Rappelons que l’indice de Quételet n’avait d’ailleurs pas été conçu pour cet effet et qu’il n’est devenu une norme de santé publique par l’OMS qu’en 1997, après que des compagnies d’assurance l’aient corrélé à certaines maladies (cardio-vasculaires notamment) et à un raccourcissement de la durée de vie.
De même, les concepteurs de COMPAS n’ont pas cherché à pénaliser volontairement certaines catégories de population, mais l’usage d’une donnée a priori anodine a servi de passerelle pour créer un lien direct entre risque criminel et origine ethnique. Autant dire qu’il s’agit d’un véritable casse-tête pour les concepteurs « d’IA » quand il s’agit de traiter des données sociales, qui ne se laissent pas facilement mettre en équation[18].
Pourtant, une partie des professions juridiques dont les plus hautes juridictions voient dans l’émergence de ces algorithmes une sorte de « collégialité élargie[19] » en plus d’une tout à fait positive « norme issue du nombre » imposant aux juges un « effort renouvelé de justification[20] ». Peut-être est-ce là le résultat d’une surestimation des capacités prédictives de cette génération d’algorithmes après des années de traitement favorable des médias sous l’impulsion de l’industrie numérique[21] et de l’effet de leur autorité naturelle pour nous dévoiler, dans un monde prétendument déterminé, la Vérité des choses[22].
Peut-être est-ce là aussi une traduction de la certitude bien ancrée que notre salut se trouverait dans une complémentarité entre l’homme et la machine.
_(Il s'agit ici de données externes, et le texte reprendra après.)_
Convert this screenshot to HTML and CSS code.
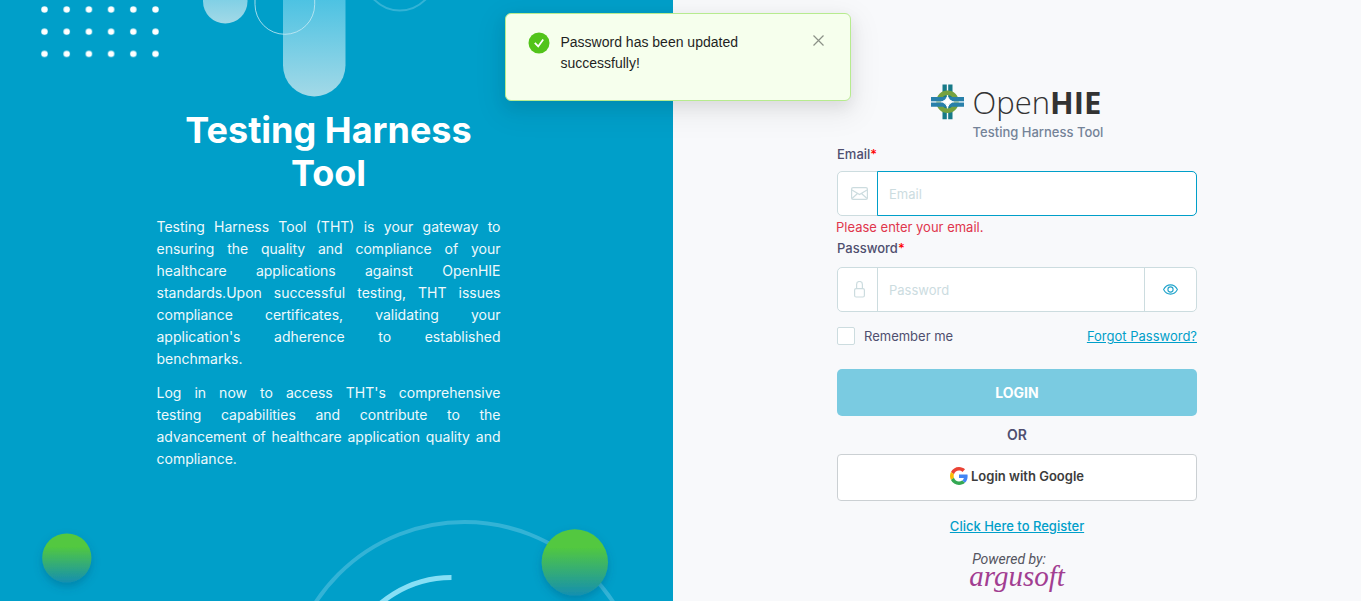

Mais c’est sans compter sur des biais cognitifs, comme les biais d’automatisation ou d’ancrage, qui confèrent à ces machines une influence bien particulière[23].
Le premier de ces biais décrit la propension humaine à privilégier les suggestions automatiques des systèmes de prise de décision. C’est comme cela que l’on se retrouve dans une rue ayant changé de sens de circulation en suivant les conseils de son GPS sans faire l’effort de se concentrer sur l’environnement réel. Le second désigne la difficulté à se départir d’une première information, même parcellaire, notamment quand il s’agit d’apprécier une situation chiffrée. C’est ainsi qu’en période de solde, nous sommes conduits à avoir l’impression d’une bonne affaire entre les mains si l’écart entre le prix barré et le prix affiché est important. Avec la combinaison de ces deux biais, l’on comprend sans difficulté que ces algorithmes énonçant des chiffres pour évaluer la teneur d’un contentieux sont loin d’être de simples compagnons tout à fait neutres et sont susceptibles de détenir une autorité bien supérieure à un simple tableau de référence.
Arrivés au bout de cette longue démonstration, nous pourrions nous dire que la cause serait entendue et en conclure que l’emploi d’algorithmes dans la justice, comme dans d’autres domaines sensibles, ne serait définitivement pas qu’une simple affaire d’outillage et de résistance au changement. Il n’est pourtant pas rare d’entendre certaines voix continuer de s’élever pour préférer, en tout état de cause, une « IA » approximative aux biais et à la partialité des juges contrariés par leur digestion[24]. Libre à eux de les laisser transformer « leur liberté en destin[25] » en s’en remettant à de nouveaux oracles pour choisir leurs restaurants ou leurs hôtels, mais ne nous devrions peut-être pas nous laisser imposer dans tous les pans de notre société des mécanismes de décisions algorithmiques comme une évidence… Sauf à sacrifier l’État de droit, difficilement acquis et toujours fragile, au profit d’une toute nouvelle forme de gouvernance où le calcul servirait de norme : un État des algorithmes[26].
NDA : les opinions exprimées dans l’article n’engagent que moi.